Answer to (A): The inner product on $(0,4)$-tensors is just the full contraction with the metric $\langle S,T \rangle = S_{ijkl} T^{ijkl}$. First compute (hopefully you can fill in the gaps here)
$$ \begin{eqnarray*} \left\langle g\circ g,g\circ g\right\rangle & = & 4\left(g_{ik}g_{jl}-g_{il}g_{jk}\right)\left(g^{ik}g^{jl}-g^{il}g^{jk}\right)\\ & = & 4\left(2\left(\delta_{i}^{i}\right)^{2}-2\delta_{i}^{i}\right)=8\left(n^{2}-n\right). \end{eqnarray*} $$
A similarly boring computation shows
$$ \begin{eqnarray*} \left\langle \mbox{Rc}\circ g,g\circ g\right\rangle & = & \left(R_{ik}g_{jl}+R_{jl}g_{ik}-R_{il}g_{jk}-R_{jk}g_{il}\right)\left(2g_{ik}g_{jl}-2g_{il}g_{jk}\right)\\ & = & 8\left(n-1\right)\mbox{Scal}. \end{eqnarray*} $$
We can now see the orthogonality of the Scalar and Traceless Ricci parts: $$\left\langle \left(\mbox{Rc}-\frac{\mbox{Scal}}{n}g\right)\circ g,g\circ g\right\rangle =\left\langle \mbox{Rc}\circ g,g\circ g\right\rangle -\frac{\mbox{Scal}}{n}\left\langle g\circ g,g\circ g\right\rangle =0.$$
As for the Weyl part, the key fact is that all traces/contractions of the Weyl tensor are zero. When we form the inner products $\langle W, g \circ g\rangle$ and $\langle W, \mbox{Rc} \circ g \rangle$ as above, we will find that every term contracts the metric with $W$ and therefore vanishes - so the three components are mutually orthogonal. (In fact in retrospect my first computation was unnecessarily involved; we could just show $(\mbox{Rc} - \mbox{Scal}/n\ \ g )\circ g$ is traceless and apply a similar argument).
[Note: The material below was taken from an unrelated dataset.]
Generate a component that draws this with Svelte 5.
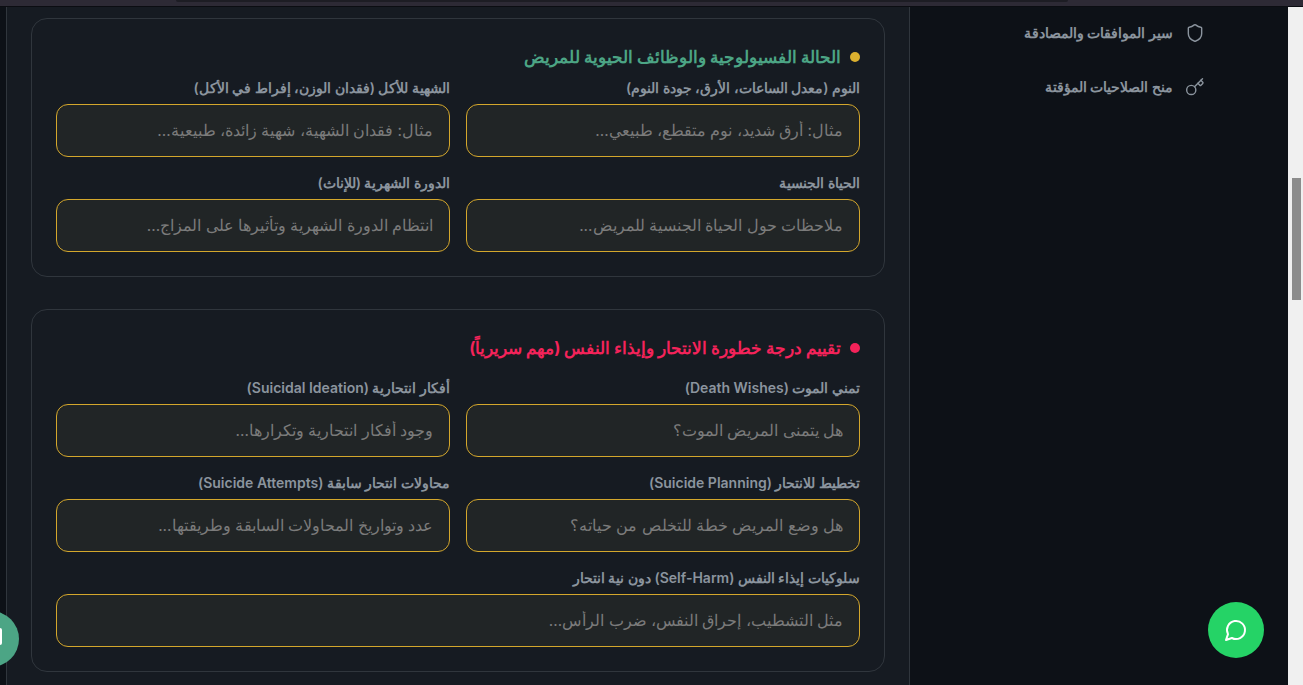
<script>
	let sections = [
		{
			title: "الحالة الفسيولوجية والوظائف الحيوية للمريض",
			tone: "calm",
			fields: [
				{ label: "النوم (معدل الساعات، الأرق، جودة النوم)", hint: "مثال: أرق شديد، نوم متقطع، طبيعي..." },
				{ label: "الشهية للأكل (فقدان الوزن، إفراط في الأكل)", hint: "مثال: فقدان الشهية، شهية زائدة، طبيعية..." },
				{ label: "الحياة الجنسية", hint: "ملاحظات حول الحياة الجنسية للمريض..." },
				{ label: "الدورة الشهرية (للإناث)", hint: "انتظام الدورة الشهرية وتأثيرها على المزاج..." }
			]
		},
		{
			title: "تقييم درجة خطورة الانتحار وإيذاء النفس (مهم سريرياً)",
			tone: "danger",
			fields: [
				{ label: "تمني الموت (Death Wishes)", hint: "هل يتمنى المريض الموت؟" },
				{ label: "أفكار انتحارية (Suicidal Ideation)", hint: "وجود أفكار انتحارية وتكرارها..." },
				{ label: "تخطيط للانتحار (Suicide Planning)", hint: "هل وضع المريض خطة للتخلص من حياته؟" },
				{ label: "محاولات انتحار سابقة (Suicide Attempts)", hint: "عدد وتواريخ المحاولات السابقة وطريقتها..." },
				{ label: "سلوكيات إيذاء النفس (Self-Harm) دون نية انتحار", hint: "مثل التشطيب، إحراق النفس، ضرب الرأس...", wide: true }
			]
		}
	];
</script>

<div class="page">
	<div class="topbar"><div class="notch"></div></div>
	<div class="shell">
		<div class="rail"></div>
		<main>
			{#each sections as section}
				<section class="card">
					<h3 class={section.tone}><span class="dot"></span>{section.title}</h3>
					<div class="grid">
						{#each section.fields as field}
							<label class:wide={field.wide}>
								<span>{field.label}</span>
								<input type="text" placeholder={field.hint} />
							</label>
						{/each}
					</div>
				</section>
			{/each}
		</main>
		<aside>
			<a class="link" href="#a">
				<svg viewBox="0 0 24 24"><path d="M20 13c0 5-3.5 7.5-7.66 8.95a1 1 0 0 1-.67-.01C7.5 20.5 4 18 4 13V6a1 1 0 0 1 1-1c2 0 4.5-1.2 6.24-2.72a1.17 1.17 0 0 1 1.52 0C14.51 3.81 17 5 19 5a1 1 0 0 1 1 1z"/></svg>
				<span>سير الموافقات والمصادقة</span>
			</a>
			<a class="link" href="#b">
				<svg viewBox="0 0 24 24"><path d="m15.5 7.5 2.3 2.3a1 1 0 0 0 1.4 0l2.1-2.1a1 1 0 0 0 0-1.4L19 4"/><path d="m21 2-9.6 9.6"/><circle cx="7.5" cy="15.5" r="5.5"/></svg>
				<span>منح الصلاحيات المؤقتة</span>
			</a>
		</aside>
		<div class="scrollbar"><div class="thumb"></div></div>
	</div>
	<button class="chat" aria-label="chat">
		<svg viewBox="0 0 24 24"><path d="M7.9 20A9 9 0 1 0 4 16.1L2 22Z"/></svg>
	</button>
	<div class="peek"><i></i></div>
</div>

<style>
	:global(body) {
		margin: 0;
		background: #0d1117;
	}
	.page {
		position: relative;
		display: flex;
		flex-direction: column;
		height: 685px;
		overflow: hidden;
		font-family: Inter, "Noto Sans", sans-serif;
	}
	.topbar {
		position: relative;
		height: 6px;
		background: #2d2a35;
		border-bottom: 1px solid #0b0d12;
		flex: none;
	}
	.notch {
		position: absolute;
		left: 176px;
		top: 0;
		width: 892px;
		height: 2px;
		background: #1d1d24;
		border-radius: 0 0 4px 4px;
	}
	.shell {
		display: flex;
		flex: 1;
		min-height: 0;
	}
	.rail {
		width: 6px;
		flex: none;
		background: #0d1117;
		border-right: 1px solid #30363d;
	}
	main {
		width: 902px;
		flex: none;
		box-sizing: border-box;
		padding: 11px 24px 0;
		background: #161b22;
		display: flex;
		flex-direction: column;
		gap: 32px;
	}
	.card {
		border: 1px solid #30363d;
		border-radius: 16px;
		padding: 24px;
		direction: rtl;
	}
	h3 {
		display: flex;
		align-items: center;
		gap: 9px;
		margin: 0 0 16px;
		font-size: 16.5px;
		line-height: 28px;
		font-weight: 700;
	}
	h3.calm {
		color: #4ca585;
		margin-bottom: 7px;
	}
	h3.danger { color: #f4235a; }
	.dot {
		width: 10px;
		height: 10px;
		border-radius: 50%;
	}
	.calm .dot { background: #dbb02f; }
	.danger .dot { background: #f4235a; }
	.grid {
		display: grid;
		grid-template-columns: 1fr 1fr;
		gap: 16px;
	}
	.wide { grid-column: 1 / -1; }
	label {
		display: flex;
		flex-direction: column;
		gap: 6px;
		font-size: 14px;
		line-height: 20px;
		font-weight: 600;
		color: #8b949e;
	}
	input {
		height: 53px;
		box-sizing: border-box;
		padding: 0 16px;
		border: 1px solid #d4a72c;
		border-radius: 12px;
		background: #212526;
		font: 400 15.5px Inter, "Noto Sans", sans-serif;
		color: #c9d1d9;
		direction: rtl;
	}
	input::placeholder { color: #7b7b7b; }
	aside {
		width: 379px;
		flex: none;
		box-sizing: border-box;
		background: #0d1117;
		border-left: 1px solid #30363d;
		padding: 14px 83px 0 16px;
		direction: rtl;
		display: flex;
		flex-direction: column;
		gap: 30px;
	}
	.link {
		display: flex;
		align-items: center;
		gap: 12px;
		font-size: 14.4px;
		line-height: 24px;
		font-weight: 600;
		color: #8b949e;
		text-decoration: none;
	}
	.link svg {
		width: 20px;
		height: 20px;
		fill: none;
		stroke: #8b949e;
		stroke-width: 1.7;
		stroke-linecap: round;
		stroke-linejoin: round;
	}
	.scrollbar {
		flex: 1;
		background: #f0f0f0;
		position: relative;
	}
	.thumb {
		position: absolute;
		top: 171px;
		left: 4px;
		width: 9px;
		height: 122px;
		background: #8c8c8c;
	}
	.chat {
		position: absolute;
		left: 1208px;
		top: 602px;
		width: 56px;
		height: 56px;
		border: 0;
		border-radius: 50%;
		background: #25d366;
		display: grid;
		place-items: center;
		padding: 0;
	}
	.chat svg {
		width: 24px;
		height: 24px;
		fill: none;
		stroke: #fff;
		stroke-width: 2;
		stroke-linecap: round;
		stroke-linejoin: round;
	}
	.peek {
		position: absolute;
		left: -37px;
		top: 611px;
		width: 56px;
		height: 56px;
		border-radius: 50%;
		background: #4ca585;
	}
	.peek i {
		position: absolute;
		left: 29px;
		top: 17px;
		width: 10px;
		height: 17px;
		background: #fff;
		border-radius: 2px;
	}
</style>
From here the bilinearity of the inner product and the orthogonality of the components give the desired expression for $|R|^2 = \langle R , R \rangle$.
Answer for (B): Note that this question amounts to showing that $R = W + \frac{\rm Scal}{12} I$ when restricted to $\Lambda^+ \otimes \Lambda^+$ or $\Lambda^- \otimes \Lambda^-$. Since $I$ is just some multiple of $g \circ g$, we know from the decomposition of $R$ that this is equivalent to showing $\mathring{ \textrm{Rc}}\circ g= \left(\textrm{Rc}- \frac{\rm Scal}{n} g\right)\circ g$ vanishes on $\Lambda^+ \otimes \Lambda^+$ and $\Lambda^- \otimes \Lambda^-$. This is fairly easy to check by working in the basis
$$\varphi_{1}^{\pm}=e_{1}\wedge e_{2}\pm e_{3}\wedge e_{4}\quad\varphi_{2}^{\pm}=e_{1}\wedge e_{3}\pm e_{4}\wedge e_{2}\quad\varphi_{3}^{\pm}=e_{1}\wedge e_{4}\pm e_{2}\wedge e_{3}$$
and just checking that $\mathring{\textrm{Rc}} \circ g (\varphi_i^\pm, \varphi_j^\pm) = 0$. For $i \ne j$ this is just a consequence of symmetry; for $i=j$ you also need that the fact that $\mathring{\rm Rc}$ is trace-free.